国土交通省は、3月から適用する新たな公共工事設計労務単価の決定を踏まえ、地方自治体や建設業者団体に向けて、19日付で技能労働者に対する適切な賃金水準の確保を要請した。
特に今回は新型コロナウイルス感染症の影響を踏まえて、低下した単価の据置措置を実施したことから、技能者の確保・育成には賃金引き上げを起点とした労務単価上昇によるさらなる貨上げの好循環の重要性を強調。賃金水準の改善が図られるよう、各者に適切な取り組みを促している。
下請業者へのしわ寄せや技能者に賃金低下を引き起こすダンピング(過度な安値受注)受注は行わないよう、業界団体にを改めて徹底を求めた。自治体にはダンピング対策を強化するよう強く要請している。

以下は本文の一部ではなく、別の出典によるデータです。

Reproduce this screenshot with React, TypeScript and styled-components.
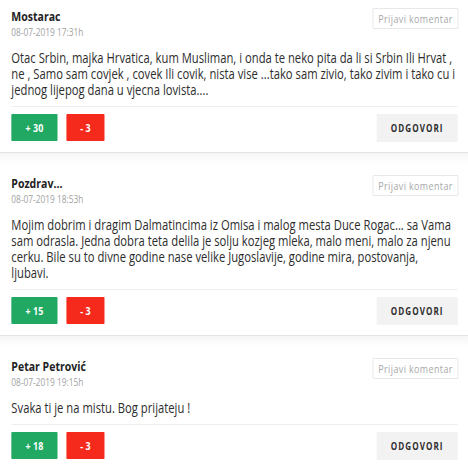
import React from 'react';
import styled, { createGlobalStyle } from 'styled-components';

const GlobalStyle = createGlobalStyle`
	html, body {
		margin: 0;
		padding: 0;
		background: #fff;
		overflow: hidden;
	}
	body {
		font-family: 'Open Sans', 'Liberation Sans', sans-serif;
	}
`

// the capture is narrower than the page it comes from: squeeze the whole list horizontally
const List = styled.div`
	width: 578px;
	margin-top: -15px;
	transform: scaleX(0.81);
	transform-origin: 0 0;
`

const Card = styled.div`
	padding: 21px 13px 10px 14px;
	border-top: 1px solid #e3e3e3;
	background: linear-gradient(#f6f6f6, #fff 11px);
`

const Header = styled.div`
	display: flex;
	justify-content: space-between;
	align-items: flex-start;
`

const Author = styled.div`
	font-size: 13px;
	font-weight: 700;
	line-height: 18px;
	color: #222;
`

const Date = styled.div`
	margin-top: 1px;
	font-size: 10.3px;
	line-height: 12px;
	color: #a3a3a3;
`

const ReportButton = styled.button`
	height: 21px;
	padding: 0 6px;
	margin: 1px -1px 0 0;
	font-family: inherit;
	font-size: 11px;
	letter-spacing: 0.5px;
	color: #a8a8a8;
	background: #fff;
	border: 1px solid #e6e6e6;
	border-radius: 1px;
`

const Text = styled.p`
	margin: 12px 0 0;
	padding-bottom: 8px;
	border-bottom: 1px solid #efefef;
	font-size: 13.9px;
	line-height: 16px;
	color: #2d2d2d;
`

const Actions = styled.div`
	display: flex;
	align-items: flex-start;
	gap: 11px;
	margin-top: 7px;
`

const Vote = styled.button<{ $up?: boolean }>`
	height: 27px;
	width: ${p => (p.$up ? '57px' : '47px')};
	border: none;
	border-radius: 1px;
	font-family: inherit;
	font-size: 11px;
	font-weight: 700;
	color: #fff;
	background: ${p => (p.$up ? '#21a862' : '#f5291c')};
`

const Reply = styled.button`
	margin-left: auto;
	height: 28px;
	width: 100px;
	border: none;
	font-family: inherit;
	font-size: 10px;
	font-weight: 700;
	letter-spacing: 1.3px;
	color: #2d2d2d;
	background: #f2f2f2;
`

type Comment = {
	author: string;
	date: string;
	text: string;
	up: number;
	down: number;
}

const comments: Comment[] = [
	{
		author: 'Mostarac',
		date: '08-07-2019 17:31h',
		text: 'Otac Srbin, majka Hrvatica, kum Musliman, i onda te neko pita da li si Srbin Ili Hrvat , ne , Samo sam covjek , covek Ili covik, nista vise ...tako sam zivio, tako zivim i tako cu i jednog lijepog dana u vjecna lovista....',
		up: 30,
		down: 3,
	},
	{
		author: 'Pozdrav...',
		date: '08-07-2019 18:53h',
		text: 'Mojim dobrim i dragim Dalmatincima iz Omisa i malog mesta Duce Rogac... sa Vama sam odrasla. Jedna dobra teta delila je solju kozjeg mleka, malo meni, malo za njenu cerku. Bile su to divne godine nase velike Jugoslavije, godine mira, postovanja, ljubavi.',
		up: 15,
		down: 3,
	},
	{
		author: 'Petar Petrović',
		date: '08-07-2019 19:15h',
		text: 'Svaka ti je na mistu. Bog prijateju !',
		up: 18,
		down: 3,
	},
]

export default function App() {
	return (
		<>
			<GlobalStyle />
			<List>
				{comments.map(c => (
					<Card key={c.date}>
						<Header>
							<div>
								<Author>{c.author}</Author>
								<Date>{c.date}</Date>
							</div>
							<ReportButton type="button">Prijavi komentar</ReportButton>
						</Header>
						<Text>{c.text}</Text>
						<Actions>
							<Vote $up type="button">+ {c.up}</Vote>
							<Vote type="button">- {c.down}</Vote>
							<Reply type="button">ODGOVORI</Reply>
						</Actions>
					</Card>
				))}
			</List>
		</>
	)
}
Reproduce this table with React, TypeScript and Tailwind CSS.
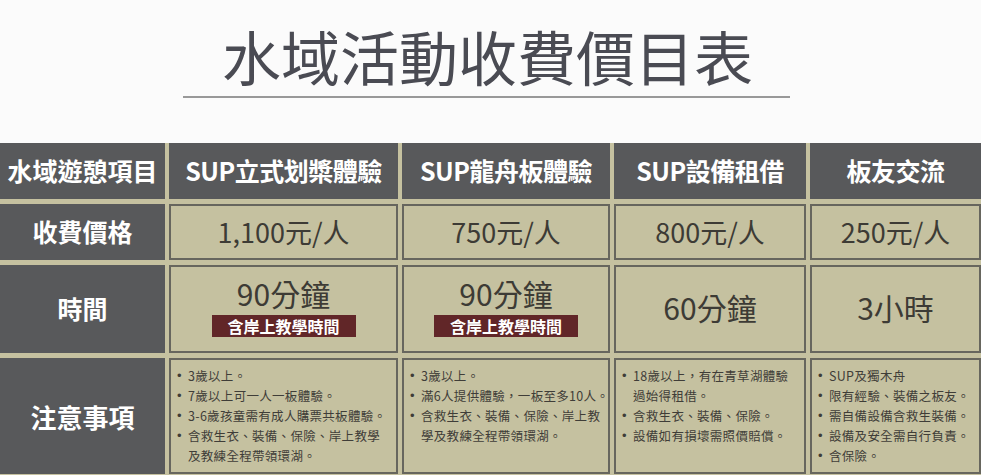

他方、技能者の処遇改善につながる建設キャリアアップシステム(CCUS)については、業界団体に早期の事業者・技能者登録や現場登録、カードリーダー設置などを要請。その促進のために、自治体にはCCUS活用のインセンティプ(優遇措置)の導入を求めた。
入札契約関係では、3月1日以降に契約を締結する工事のうち、旧単価を適用して予定価格を積算しているものについて、新労務単価に基づく請負代金に変更する。2月28日以前に契約を締結した工事のうち、3月1日に工期の始期が到来していないものには、インフレスライド条項の規定を適用する。
主な民間発注者団体にも、労務単価の引き上げや定価単価の据置措置などについて周知した。民間事業は労務単価とは直接関係ないが、建設分野の品質確保や担い手確保に向けた動きを紹介し、協力を依頼している。